Continuing from previous posts, Lessons from Liberty Jail and Lessons from Liberty Jail II Elder Jeffrey R. Holland shared from his book “To My Friends”—Messages of Counsel and Comfort:
In selecting these lessons I note yet another kind of blessing that came out of this adversity. To make the points that I am now going to try to make, I’ve drawn directly upon the revelatory words that came from the lips of Joseph Smith during this heartbreaking time, words that we now have canonized as sacred scripture in the Doctrine and Covenants. I guess we’re not supposed to have favorite scriptures, and I have enough of them that you won’t be able to pin be down on one or two, but certainly any list of my favorite scriptures would have to include those written from the darkness of Liberty Jail.
What we instantly learn is that God was not only teaching Joseph in that prison circumstance but He was teaching all of us, for generations yet to come. What a scriptural gift! And what a high price was paid for it! But how empty would our lives as Latter-day Saints be if we did not have sections 121, 122, and 123 of the Doctrine and Covenants. They are contained in total on a mere seven pages of text, but those seven pages will touch your heart with their beauty and their power. And they will remind you that God often “moves in a mysterious way His wonders to perform.”12 In any case, He certainly turned adversity into a blessing in giving us those sacred writings and reflections, so pure, noble, and Christian in both tone and content, yet produced in such an impure, ignoble, and unchristian setting.
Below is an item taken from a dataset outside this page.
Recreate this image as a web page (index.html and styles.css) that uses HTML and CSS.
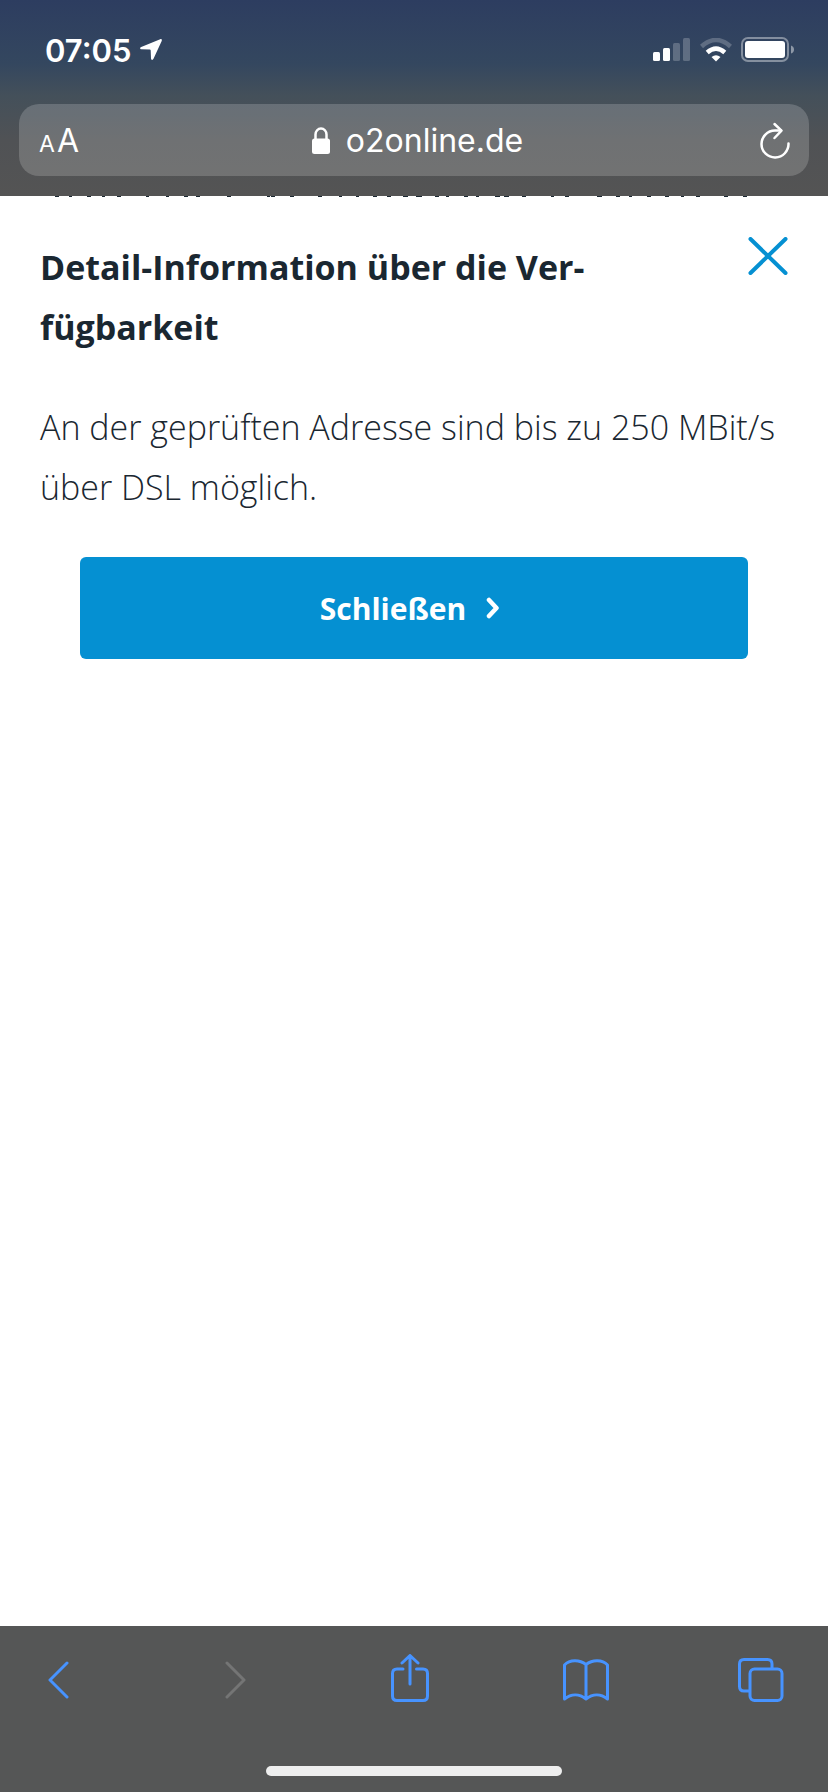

The first lesson of Liberty Jail is inherent in what I’ve already said—that everyone, including (and perhaps especially) the righteous will be called upon to face trying times. When that happens we can sometimes fear God has abandoned us, and we might be left, at least for a time, to wonder when our troubles will ever end. As individuals, as families, as communities, and as nations, probably everyone has had or will have occasion to feel as Joseph Smith felt when he asked why such sorrow had to come and how long its darkness and damage would remain. We identify with him when he cries from the depth and discouragement of his confinement: “Oh God, where art thou?. . . How long shall thy hand be stayed. . . .? Yea, O Lord, how long shall [thy people] suffer . . . before . . . thy bowels be moved with compassion toward them.
That is a painful, personal cry—a cry from the heart, a spiritual loneliness we may all have occasion to feel at some time in our lives.
Whenever these moments of our extremity come, we must not succumb to the fear that God has abandoned us or that He does not hear our prayers. He does hear us, He does see us. He does love us. When we are in dire circumstances and want to cry “Where art Thou?” it is imperative that we remember He is right there with us—where He has always been!
We must continue to believe, continue to have faith, continue to pray and plead with heaven, even if we feel for a time that our prayers are not heard and that God has somehow gone away, He is there. Our prayers are heard. And when we weep, He an the angels of heaven weep with us.
When lonely, cold, hard times come, we have to endure, we have to persist. That was the Savior’s message in the parable of the importuning widow.14 Keep knocking on that door. Keep pleading. In the meantime, know that God hears your cries and knows your distress. He is your Father, and you are His child.